-- start of Entries shown --
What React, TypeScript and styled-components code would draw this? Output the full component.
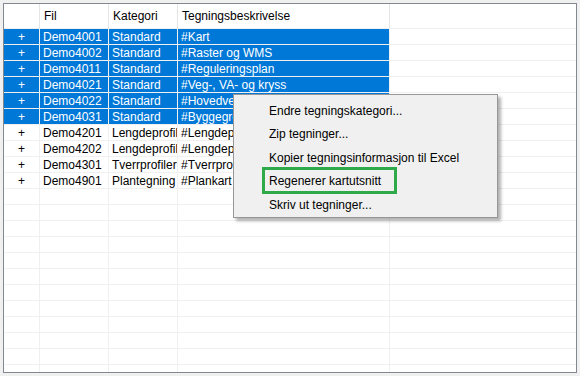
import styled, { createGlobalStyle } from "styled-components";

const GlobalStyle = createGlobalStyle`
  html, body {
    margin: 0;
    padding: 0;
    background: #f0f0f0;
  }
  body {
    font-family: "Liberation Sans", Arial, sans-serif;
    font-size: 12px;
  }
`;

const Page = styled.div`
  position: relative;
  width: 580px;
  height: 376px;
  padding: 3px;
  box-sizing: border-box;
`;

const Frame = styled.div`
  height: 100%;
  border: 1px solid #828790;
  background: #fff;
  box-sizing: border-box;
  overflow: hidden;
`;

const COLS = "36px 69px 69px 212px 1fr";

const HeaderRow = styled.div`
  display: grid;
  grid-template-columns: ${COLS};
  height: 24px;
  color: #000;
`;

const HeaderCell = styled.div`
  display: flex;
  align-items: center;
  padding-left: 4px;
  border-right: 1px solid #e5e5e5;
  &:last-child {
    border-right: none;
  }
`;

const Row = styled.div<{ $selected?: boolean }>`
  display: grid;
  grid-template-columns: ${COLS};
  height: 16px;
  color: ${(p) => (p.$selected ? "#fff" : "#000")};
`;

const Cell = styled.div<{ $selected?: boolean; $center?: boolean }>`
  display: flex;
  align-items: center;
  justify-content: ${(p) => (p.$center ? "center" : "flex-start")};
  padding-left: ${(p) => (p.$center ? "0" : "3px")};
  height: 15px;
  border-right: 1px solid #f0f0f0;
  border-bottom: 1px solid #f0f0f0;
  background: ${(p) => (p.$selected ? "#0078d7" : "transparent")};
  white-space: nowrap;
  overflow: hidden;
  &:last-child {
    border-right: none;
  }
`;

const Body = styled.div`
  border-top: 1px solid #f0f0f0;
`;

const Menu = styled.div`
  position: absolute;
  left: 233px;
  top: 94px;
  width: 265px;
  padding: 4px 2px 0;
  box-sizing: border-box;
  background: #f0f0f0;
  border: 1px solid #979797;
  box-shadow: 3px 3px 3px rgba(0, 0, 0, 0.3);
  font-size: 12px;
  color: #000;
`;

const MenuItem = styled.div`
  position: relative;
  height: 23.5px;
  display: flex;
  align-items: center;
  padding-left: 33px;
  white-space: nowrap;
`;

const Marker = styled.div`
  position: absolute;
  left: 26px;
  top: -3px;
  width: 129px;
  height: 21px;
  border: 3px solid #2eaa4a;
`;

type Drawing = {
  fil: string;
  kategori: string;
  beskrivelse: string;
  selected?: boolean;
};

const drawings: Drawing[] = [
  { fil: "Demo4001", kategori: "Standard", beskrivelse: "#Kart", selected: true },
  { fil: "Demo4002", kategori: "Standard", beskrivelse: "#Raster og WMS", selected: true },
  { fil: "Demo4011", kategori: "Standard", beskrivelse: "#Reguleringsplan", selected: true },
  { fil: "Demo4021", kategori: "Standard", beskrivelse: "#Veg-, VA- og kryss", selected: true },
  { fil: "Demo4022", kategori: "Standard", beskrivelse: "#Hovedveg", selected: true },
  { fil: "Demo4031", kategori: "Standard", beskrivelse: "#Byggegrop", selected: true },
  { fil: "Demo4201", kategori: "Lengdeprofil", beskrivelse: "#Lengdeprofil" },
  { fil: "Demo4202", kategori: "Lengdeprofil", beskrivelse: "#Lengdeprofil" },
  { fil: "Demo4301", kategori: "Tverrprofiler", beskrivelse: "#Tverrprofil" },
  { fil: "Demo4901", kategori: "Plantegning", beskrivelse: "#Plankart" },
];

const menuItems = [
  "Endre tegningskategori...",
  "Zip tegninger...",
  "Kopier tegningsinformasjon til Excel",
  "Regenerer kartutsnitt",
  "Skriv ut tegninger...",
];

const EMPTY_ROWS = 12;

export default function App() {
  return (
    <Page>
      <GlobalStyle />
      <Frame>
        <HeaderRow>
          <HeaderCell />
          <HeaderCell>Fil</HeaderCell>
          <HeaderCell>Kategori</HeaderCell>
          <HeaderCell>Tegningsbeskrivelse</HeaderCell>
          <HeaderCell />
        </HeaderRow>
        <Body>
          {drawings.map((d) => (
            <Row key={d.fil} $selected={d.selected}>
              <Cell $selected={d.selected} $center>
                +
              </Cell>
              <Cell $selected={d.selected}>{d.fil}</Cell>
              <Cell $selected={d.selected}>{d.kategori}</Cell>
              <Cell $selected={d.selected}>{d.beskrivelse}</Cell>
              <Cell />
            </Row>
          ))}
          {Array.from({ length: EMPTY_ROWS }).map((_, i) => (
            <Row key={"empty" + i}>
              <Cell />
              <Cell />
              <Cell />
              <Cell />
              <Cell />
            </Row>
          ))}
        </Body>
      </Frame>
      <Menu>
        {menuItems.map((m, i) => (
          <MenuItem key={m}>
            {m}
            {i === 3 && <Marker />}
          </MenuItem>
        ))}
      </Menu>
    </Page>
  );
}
-- end of Entries shown --
-- start of Entries shown --
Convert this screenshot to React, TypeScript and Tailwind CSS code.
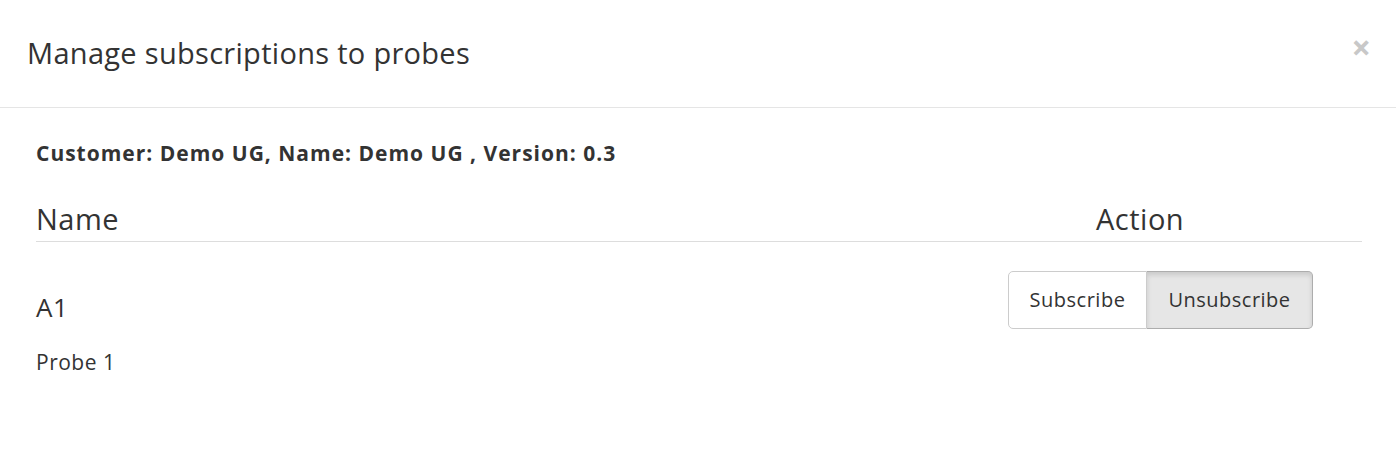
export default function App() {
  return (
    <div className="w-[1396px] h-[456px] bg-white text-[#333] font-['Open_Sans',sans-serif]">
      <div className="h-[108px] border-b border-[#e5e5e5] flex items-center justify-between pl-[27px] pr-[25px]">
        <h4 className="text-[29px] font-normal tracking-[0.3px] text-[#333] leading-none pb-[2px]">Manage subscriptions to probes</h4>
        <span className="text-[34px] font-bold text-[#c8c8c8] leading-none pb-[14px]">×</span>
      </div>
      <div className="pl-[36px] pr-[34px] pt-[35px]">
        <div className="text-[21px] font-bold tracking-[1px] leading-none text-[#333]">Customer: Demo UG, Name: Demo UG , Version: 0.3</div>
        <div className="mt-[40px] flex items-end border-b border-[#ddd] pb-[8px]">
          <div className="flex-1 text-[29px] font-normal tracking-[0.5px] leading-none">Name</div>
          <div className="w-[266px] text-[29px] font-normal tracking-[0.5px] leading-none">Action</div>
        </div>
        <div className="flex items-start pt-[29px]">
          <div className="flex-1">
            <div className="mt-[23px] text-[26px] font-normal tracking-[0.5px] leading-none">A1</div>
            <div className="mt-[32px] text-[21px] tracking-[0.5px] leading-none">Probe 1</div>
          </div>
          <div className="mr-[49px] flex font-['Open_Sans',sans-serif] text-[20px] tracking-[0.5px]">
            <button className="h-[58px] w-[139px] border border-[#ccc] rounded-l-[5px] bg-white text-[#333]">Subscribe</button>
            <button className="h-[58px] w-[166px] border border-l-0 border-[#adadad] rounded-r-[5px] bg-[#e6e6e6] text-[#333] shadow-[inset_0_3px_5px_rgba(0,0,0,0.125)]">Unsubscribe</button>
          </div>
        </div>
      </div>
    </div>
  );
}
-- end of Entries shown --
• Instructions for the task:
Set down the lines running from the one with "What React, TypeScript" through the one with "69px 69px 212px", both ends kept, exactly and with no pictures.

• Solution:
What React, TypeScript and styled-components code would draw this? Output the full component.
import styled, { createGlobalStyle } from "styled-components";

const GlobalStyle = createGlobalStyle`
  html, body {
    margin: 0;
    padding: 0;
    background: #f0f0f0;
  }
  body {
    font-family: "Liberation Sans", Arial, sans-serif;
    font-size: 12px;
  }
`;

const Page = styled.div`
  position: relative;
  width: 580px;
  height: 376px;
  padding: 3px;
  box-sizing: border-box;
`;

const Frame = styled.div`
  height: 100%;
  border: 1px solid #828790;
  background: #fff;
  box-sizing: border-box;
  overflow: hidden;
`;

const COLS = "36px 69px 69px 212px 1fr";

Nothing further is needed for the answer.